Machine Learning and AI Implementation in Research Institutions

Designation Number:

CAN/DGSI 128

Standard Type:

National Standard of Canada - Domestic

Standard Development Activity:

New Standard

ICS code(s):

03.100.02; 35.020; 35.240.01

Status:

Proceeding to development

SDO Comment Period Start Date:

2024-05-22

SDO Comment Period End Date:

2024-06-12

Posted On:

2024-05-14

Scope:

This proposed standard aims to specify minimum requirements for the implementation of machine learning (ML) and generative artificial intelligence (GAI) systems within the internal systems of libraries, archives, and research institutions at Canadian universities. This includes systems such as library catalogue search, catalogue management, internal evaluation tools, research aides, and other systems that handle data and information for the purpose of supporting, storing, and/or conducting research.

Project need:

Despite the extensive international and national discussions about AI ethics and policy that have taken place over the past year, the higher education and research sector has been largely left out of that discussion. Any exploration of policy for higher education has focused primarily on academic integrity issues. Discussions of research policy have focused on the potential risks of developing powerful large language models and frontier AI models rather than exploring the risks of using existing or future AI and ML tools within the internal systems of research institutions.

However, implementation of automated and other ML systems in research libraries and other repositories of research data and information poses a significant risk to the reliability and security of information systems, while also posing a significant opportunity to maximize and enhance research capabilities for a changing and dynamic future research landscape. It is also important to note that major library services software companies, and the companies that control the majority of copyrighted materials licensed to Canadian universities, are multinationals based in the USA, causing a major reliance of the Canadian research system on private US companies.

This standard will ensure information reliability and security within Canada’s leading research institutions to support a future of research excellence and sustainability; combat disinformation, data poisoning, and other threats to the consistency and reliability of information that could be inserted into information systems through imperfect foundations models or through ML and AI malfunctions; promote an environment of experimentation and innovation in methods and systems within research institutions which will build a community of practice with organically developed norms that can inform future, more robust standards for emerging risk areas; promote experimentation and the development of internal tools will support the protection of the Canadian market from the threat of external multinationals dominating the AI policy space for higher education through a lack of other options; decrease reliance on external monopolies of copyright licensing from the USA and help to promote open research, open-source information sharing, open access agreements that benefit Canadians and research in general; and support the Canadian government’s stated goals of promoting research security for sensitive IP. Although this standard refers to systems that are not directly connected to sensitive IP development data governance, this system-wide focus will support the resilience, reliability, and autonomy of Canadian research systems which will in turn support research security in more sensitive domains.
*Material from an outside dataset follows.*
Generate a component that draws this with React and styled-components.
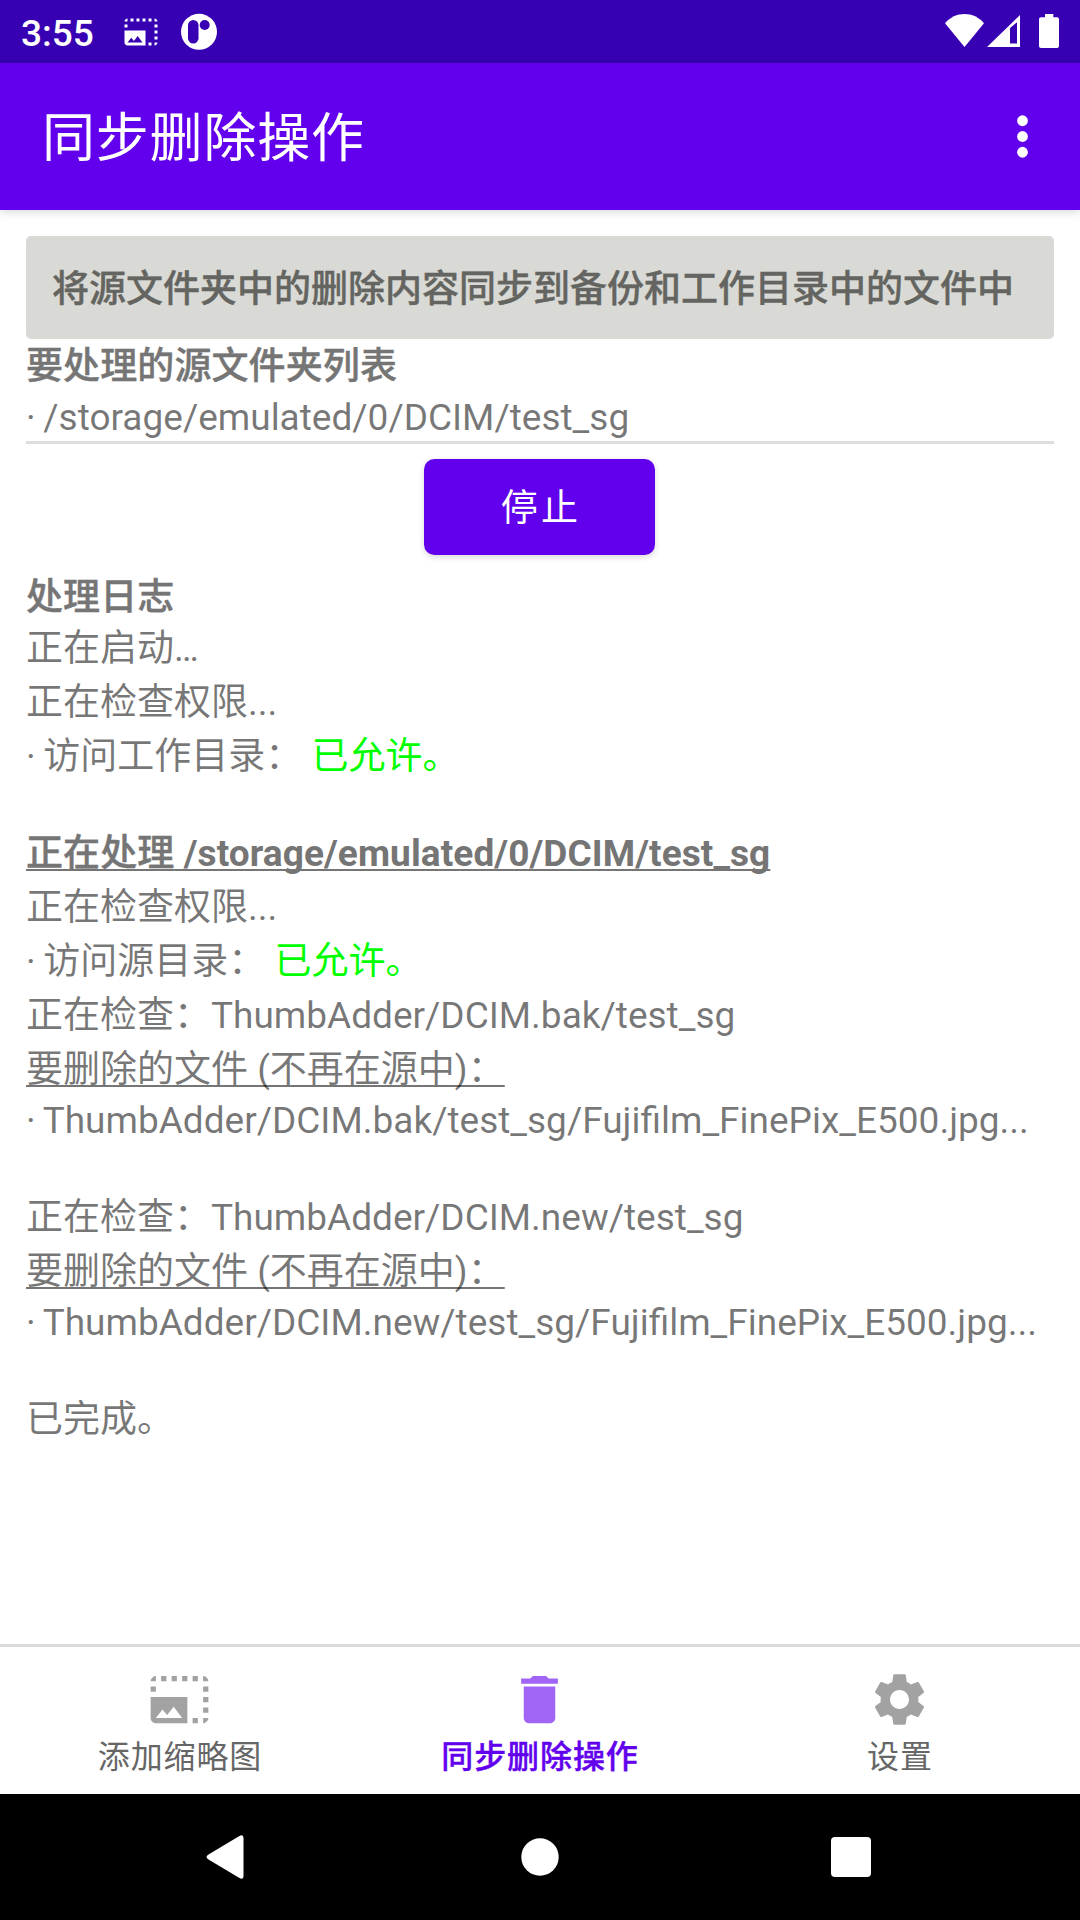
import React from "react";
import styled, { createGlobalStyle, css } from "styled-components";

const purple = "#6200ee";
const bodyText = "rgba(0, 0, 0, 0.54)";

const GlobalStyle = createGlobalStyle`
  * { box-sizing: border-box; }
  html, body { margin: 0; padding: 0; background: #fff; }
  body { font-family: Roboto, "Noto Sans CJK SC", sans-serif; }
`;

const Screen = styled.div`
  width: 1080px;
  height: 1920px;
  display: flex;
  flex-direction: column;
  overflow: hidden;
  background: #fff;
  color: ${bodyText};
  font-size: 37px;
`;

const StatusBar = styled.header`
  flex: none;
  height: 63px;
  display: flex;
  justify-content: space-between;
  background: #3700b3;
  color: #fff;
`;

const StatusGroup = styled.div`
  display: flex;
  align-items: flex-start;
`;

const Clock = styled.span`
  width: 123px;
  padding-left: 21px;
  font-weight: 500;
  line-height: 67px;
`;

const Glyph = styled.svg`
  display: block;
  flex: none;
  fill: currentColor;
  width: ${(p) => p.$w}px;
  height: ${(p) => p.$h || p.$w}px;
  margin-top: ${(p) => p.$top || 0}px;
  margin-left: ${(p) => p.$left || 0}px;
`;

const AppBar = styled.div`
  flex: none;
  height: 147px;
  display: flex;
  align-items: center;
  justify-content: space-between;
  padding: 0 26px 0 42px;
  background: ${purple};
  color: #fff;
  box-shadow: 0 2px 9px rgba(0, 0, 0, 0.16);
`;

const Title = styled.h1`
  margin: 0;
  padding-top: 5px;
  font-size: 53px;
  font-weight: 400;
  letter-spacing: 0.8px;
  line-height: 74px;
`;

const Content = styled.main`
  flex: 1;
  min-height: 0;
  padding: 26px 26px 0;
`;

const Banner = styled.div`
  height: 103px;
  padding: 0 26px 3px;
  display: flex;
  align-items: center;
  border-radius: 5px;
  background: #d9dad5;
  color: #646461;
  white-space: nowrap;
`;

const Line = styled.p`
  margin: ${(p) => p.$before || 0}px 0 0;
  line-height: ${(p) => p.$height || 54}px;
  white-space: nowrap;
  ${(p) =>
    p.$bold &&
    css`
      font-weight: 700;
      color: #757575;
      letter-spacing: 0.1px;
    `}
`;

const Medium = styled.span`
  font-weight: 500;
  -webkit-text-stroke: 0.4px currentColor;
`;

const Bullet = styled.span`
  margin-right: -1.5px;
`;

const Underlined = styled.span`
  text-decoration: underline;
  text-decoration-color: ${bodyText};
  text-decoration-thickness: 2px;
  text-underline-offset: 3px;
  text-decoration-skip-ink: none;
`;

const Allowed = styled.span`
  color: #00ff00;
`;

const Rule = styled.hr`
  margin: 2px 0 15px;
  height: 3px;
  border: 0;
  background: #dedede;
`;

const StopButton = styled.button`
  display: block;
  margin: 0 0 16px calc(50% - 116px);
  width: 231px;
  height: 96px;
  padding: 0 0 4px 3px;
  border: 0;
  border-radius: 10.5px;
  background: ${purple};
  color: #fff;
  font: inherit;
  letter-spacing: 3.28px;
  box-shadow: 0 2px 6px rgba(0, 0, 0, 0.16);
`;

const Tabs = styled.nav`
  flex: none;
  height: 150px;
  display: grid;
  grid-template-columns: repeat(3, 1fr);
  border-top: 3px solid #dadada;
`;

const Tab = styled.a`
  display: flex;
  flex-direction: column;
  align-items: center;
  padding-top: 21px;
  color: ${(p) => (p.$active ? purple : "#666")};
`;

const TabIcon = styled(Glyph)`
  margin-right: 1.5px;
  opacity: 0.6;
`;

const TabLabel = styled.span`
  margin-top: 5px;
  font-size: 32px;
  line-height: 42px;
  letter-spacing: 0.9px;
  ${(p) =>
    p.$active &&
    css`
      font-weight: 500;
      -webkit-text-stroke: 0.4px currentColor;
    `}
`;

const SystemNav = styled.footer`
  flex: none;
  height: 126px;
  display: flex;
  align-items: center;
  justify-content: center;
  gap: 249px;
  background: #000;
  color: #fff;
`;

const thumbPath =
  "M21 15h2v2h-2v-2zm0-4h2v2h-2v-2zm2 8h-2v2c1 0 2-1 2-2zM13 3h2v2h-2V3zm8 4h2v2h-2V7zm0-4v2h2c0-1-1-2-2-2zM1 7h2v2H1V7zm16-4h2v2h-2V3zm0 16h2v2h-2v-2zM3 3C2 3 1 4 1 5h2V3zm6 0h2v2H9V3zM5 3h2v2H5V3zm-4 8v8c0 1.1.9 2 2 2h12V11H1zm2 8l2.5-3.21 1.79 2.15 2.5-3.22L13 19H3z";
const trashPath =
  "M6 19c0 1.1.9 2 2 2h8c1.1 0 2-.9 2-2V7H6v12zM19 4h-3.5l-1-1h-5l-1 1H5v2h14V4z";
const gearPath =
  "M19.14 12.94c.04-.3.06-.61.06-.94 0-.32-.02-.64-.07-.94l2.03-1.58c.18-.14.23-.41.12-.61l-1.92-3.32c-.12-.22-.37-.29-.59-.22l-2.39.96c-.5-.38-1.03-.7-1.62-.94l-.36-2.54c-.04-.24-.24-.41-.48-.41h-3.84c-.24 0-.43.17-.47.41l-.36 2.54c-.59.24-1.13.57-1.62.94l-2.39-.96c-.22-.08-.47 0-.59.22L2.74 8.87c-.12.21-.08.47.12.61l2.03 1.58c-.05.3-.09.63-.09.94s.02.64.07.94l-2.03 1.58c-.18.14-.23.41-.12.61l1.92 3.32c.12.22.37.29.59.22l2.39-.96c.5.38 1.03.7 1.62.94l.36 2.54c.05.24.24.41.48.41h3.84c.24 0 .44-.17.47-.41l.36-2.54c.59-.24 1.13-.56 1.62-.94l2.39.96c.22.08.47 0 .59-.22l1.92-3.32c.12-.22.07-.47-.12-.61l-2.01-1.58zM12 15.6c-1.98 0-3.6-1.62-3.6-3.6s1.62-3.6 3.6-3.6 3.6 1.62 3.6 3.6-1.62 3.6-3.6 3.6z";

const tabs = [
  { label: "添加缩略图", path: thumbPath },
  { label: "同步删除操作", path: trashPath, active: true },
  { label: "设置", path: gearPath },
];

export default function App() {
  return (
    <>
      <GlobalStyle />
      <Screen>
        <StatusBar>
          <StatusGroup>
            <Clock>3:55</Clock>
            <Glyph $w={36} $top={13.5} viewBox="0 0 24 24">
              <path d={thumbPath} />
            </Glyph>
            <Glyph $w={38} $top={13} $left={21} viewBox="0 0 38 38">
              <circle cx="19" cy="18.8" r="18" />
              <rect x="8" y="7" width="10.5" height="23.5" rx="5.25" fill="#3700b3" />
              <circle cx="24.7" cy="12" r="5" fill="#3700b3" />
            </Glyph>
          </StatusGroup>
          <StatusGroup>
            <Glyph $w={39} $h={33} $top={14} viewBox="0 0 39 33">
              <path d="M0 9.2C5.2 3.2 12 0 19.5 0S33.8 3.2 39 9.2L19.5 33z" />
            </Glyph>
            <Glyph $w={33} $h={32} $top={15} $left={3} viewBox="0 0 33 32">
              <path fillRule="evenodd" d="M33 0v32H0zM23 13v15.6h7V7.2z" />
            </Glyph>
            <Glyph $w={41} $h={34} $top={14} $left={19} viewBox="0 0 41 34">
              <path d="M6 0h8.3v3.3H18a2 2 0 0 1 2 2V32a2 2 0 0 1-2 2H2a2 2 0 0 1-2-2V5.3a2 2 0 0 1 2-2h4z" />
            </Glyph>
          </StatusGroup>
        </StatusBar>

        <AppBar>
          <Title>同步删除操作</Title>
          <Glyph $w={63} viewBox="0 0 24 24">
            <circle cx="12" cy="6" r="2.05" />
            <circle cx="12" cy="12" r="2.05" />
            <circle cx="12" cy="18" r="2.05" />
          </Glyph>
        </AppBar>

        <Content>
          <Banner>
            <Medium>将源文件夹中的删除内容同步到备份和工作目录中的文件中</Medium>
          </Banner>
          <Line $bold $before={1}>
            <Medium>要处理的源文件夹列表</Medium>
          </Line>
          <Line $height={43} $before={2}>
            <Bullet>·</Bullet> /storage/emulated/0/DCIM/test_sg
          </Line>
          <Rule />
          <StopButton>停止</StopButton>
          <Line $bold>
            <Medium>处理日志</Medium>
          </Line>
          <Line $before={-3}>正在启动…</Line>
          <Line>正在检查权限...</Line>
          <Line>
            <Bullet>·</Bullet> 访问工作目录： <Allowed>已允许。</Allowed>
          </Line>
          <Line $bold $before={43}>
            <Underlined>
              <Medium>正在处理</Medium> /storage/emulated/0/DCIM/test_sg
            </Underlined>
          </Line>
          <Line>正在检查权限...</Line>
          <Line>
            <Bullet>·</Bullet> 访问源目录： <Allowed>已允许。</Allowed>
          </Line>
          <Line>正在检查：ThumbAdder/DCIM.bak/test_sg</Line>
          <Line>
            <Underlined>要删除的文件 (不再在源中)：</Underlined>
          </Line>
          <Line $before={-3}>
            <Bullet>·</Bullet> ThumbAdder/DCIM.bak/test_sg/Fujifilm_FinePix_E500.jpg...
          </Line>
          <Line $before={43}>正在检查：ThumbAdder/DCIM.new/test_sg</Line>
          <Line>
            <Underlined>要删除的文件 (不再在源中)：</Underlined>
          </Line>
          <Line $before={-3}>
            <Bullet>·</Bullet> ThumbAdder/DCIM.new/test_sg/Fujifilm_FinePix_E500.jpg...
          </Line>
          <Line $before={43}>已完成。</Line>
        </Content>

        <Tabs>
          {tabs.map((t) => (
            <Tab key={t.label} $active={t.active}>
              <TabIcon $w={63} viewBox="0 0 24 24">
                <path d={t.path} />
              </TabIcon>
              <TabLabel $active={t.active}>{t.label}</TabLabel>
            </Tab>
          ))}
        </Tabs>

        <SystemNav>
          <Glyph $w={75} $h={44} viewBox="0 0 75 44">
            <path
              transform="translate(8.5 0)"
              d="M33.5 1.2Q38-1.5 38 3V41Q38 45.5 33.5 42.8L3 24.5Q-1 22 3 19.5z"
            />
          </Glyph>
          <Glyph $w={38} viewBox="0 0 38 38">
            <circle cx="19" cy="19" r="18.7" />
          </Glyph>
          <Glyph $w={75} $h={40} viewBox="0 0 75 40">
            <rect x="23" width="40" height="40" rx="4" />
          </Glyph>
        </SystemNav>
      </Screen>
    </>
  );
}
This is a national standard which will also set a precedent and foundation for international standards as there has yet to be any international work on this pressing issue. The international and interconnected nature of research networks means that expanding from national to international standardization will be imperative. There is no existing standard that deals directly with this issue. There are many contexts in which existing data governance regimes, copyright licenses, privacy legislation and other existing standards or policies might be relevant, but this standard will bring those together where necessary. This includes sensitive information and data such as collections pertaining to vulnerable communities and/or first nations communities, building off existing efforts in universities and research libraries to better address issues of data sovereignty and ethical stewardship over first nations and other community materials. This standard will draw from and support the existing requirement that all Canadian librarians must have American Library Association (ALA) certification but will not propose a new certification process.

This initial standard would serve as a base to establish guidance at a time when many norms and practices, as well as innovation, are emerging. This may expand into other standards after based on emerging needs, but it is unlikely that this will be replaced as it is intended to be a baseline guidance standard. This standard will be periodically maintained to monitor a changing AI and ML landscape. This standard will be available in both of Canada’s official languages.

Note: The information provided above was obtained by the Standards Council of Canada (SCC) and is provided as part of a centralized, transparent notification system for new standards development. The system allows SCC-accredited Standards Development Organizations (SDOs), and members of the public, to be informed of new work in Canadian standards development, and allows SCC-accredited SDOs to identify and resolve potential duplication of standards and effort.

Individual SDOs are responsible for the content and accuracy of the information presented here. The text is presented in the language in which it was provided to SCC.